The famed Savoy Tivoli club in North Beach has been many things to many people over the years—as its tagline goes, “a favorite of hippies and Beats, punks and preps, ladies and gents.”
These chameleon-like capabilities are perhaps the key to ensuring the club’s enduring survival through so many eras. Opened shortly after the 1906 earthquake as a place to play bocce and eat homestyle Italian food, it morphed into a Beat hangout and, later, a punk mecca.
The original location for the most hat-filled of San Francisco spectacles, Beach Blanket Babylon, it also shows up in Armistead Maupin’s Tales of the City. When Mrs. Madrigal orchestrates a friendship with Mona, she does so with a basket of Alice B. Toklas pot brownies at the Savoy Tivoli.
As Tablehopper revealed last month, Tito Avila, a member of the new ownership group taking over the Savoy Tivoli, wants to keep its history alive. The Standard has reached out for comment, but all we know so far is what Avila revealed in a very brief interview: that he wants to revive the venue’s ability to elicit creativity and rebellion, without making radical changes to the interior.
Given its 115-year history, looking back at the stages of the Savoy Tivoli becomes a timeline of San Francisco itself.
Bocce and Bucatini
When Nick Finocchio opened the New Tivoli—the business’ original name—at 1434 Grant Ave. as an Italian restaurant in 1907, its back rooms were divided into three bocce ball courts. The restaurant served traditional, seven-course Italian meals to the masses. (Nick Finocchio is not the same person as Joe Finocchio, who opened the world-famous drag club of the same name.)
One frequent New Tivoli customer remembered the restaurant fondly, citing its mouse-shaped petit fours with cloves for eyes and Finocchio’s overall friendliness. He would have coffee with the adults while the kids tossed around bocce balls as if they were shot put.
When Finocchio could no longer provide meals at prices working-class people could afford, he sold the business to Fred Kuh in 1967. Kuh renamed it the Savoy Tivoli and used one bocce court for screening experimental films and turning the other two courts into a theater, setting the stage as it were for what was to come.
Nourishing the Beats
“Great things are not accomplished by those who yield to trends and fads and popular opinion,” Jack Kerouac once said.

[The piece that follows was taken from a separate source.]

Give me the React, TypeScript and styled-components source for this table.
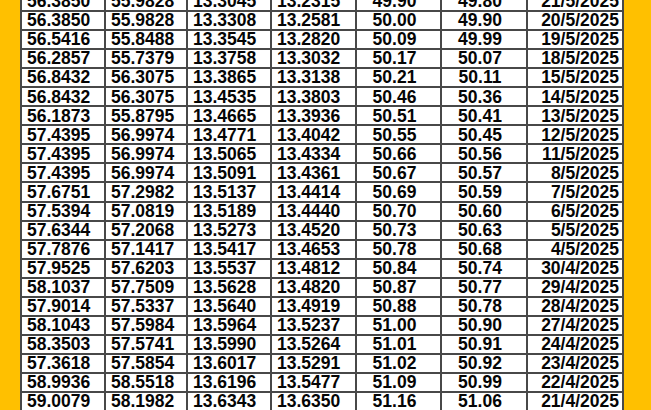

This quote, which hangs in the front window of the Savoy Tivoli, is a nod not only to the spirit of the place but also to some of its more famous customers, like Lawrence Ferlinghetti.
“It’s the only palace in the city where a passerby could see Allen Ginsberg sitting at one table, and next to him some millionaire sips champagne while some punk star is strolling by,” The San Francisco Chronicle wrote on Sept. 18, 1979.
Original Home to Beach Blanket Babylon
When Steve Silver moved his beloved variety show—which was his M.F.A. project— from the streets to one of the bocce courts of the Savoy Tivoli in 1974, Beach Blanket Babylon as we knew it was born.
He covered the floors with real sand and strung the room with lights made from Folgers cans, ushering in an era that eventually became iconic in San Francisco, with the musical revue moving to Club Fugazi and performing an unprecedented 45 years, as much a part of the city as cable cars and the Golden Gate Bridge.
Birth of the Bay Area Punk Movement
When the Ramones played at the Savoy on Aug. 22, 1976, it birthed the punk scene in the Bay Area.
“In the back room of the Savoy Tivoli on Upper Grant Avenue about 30 people had their ears blasted and their lives altered by the leather-jacketed boys from the East,” muses one recollection.
That performance was followed by a show in December of the same year at famed punk mecca Mabuhay Gardens that included the Nuns and the Dils alongside the Ramones. By that point, punk rock was already an established subculture, and the Savoy Tivoli became the stomping ground for yet another rebellious movement.
And Now…?
During a mid-November visit to the famed watering hole—still under renovation—a representative conducting job interviews estimated the business would reopen in December, promising a new sound system so as to avoid the noise complaints that once stymied the spot back in 2002.
Savoy Tivoli
Correction, Dec. 13, 2022: A previous version of this article incorrectly referred to Tito Avila as a “longtime owner.” The Kozel family, longtime owners of the Savoy Tivoli, brought on Avila to relaunch the business.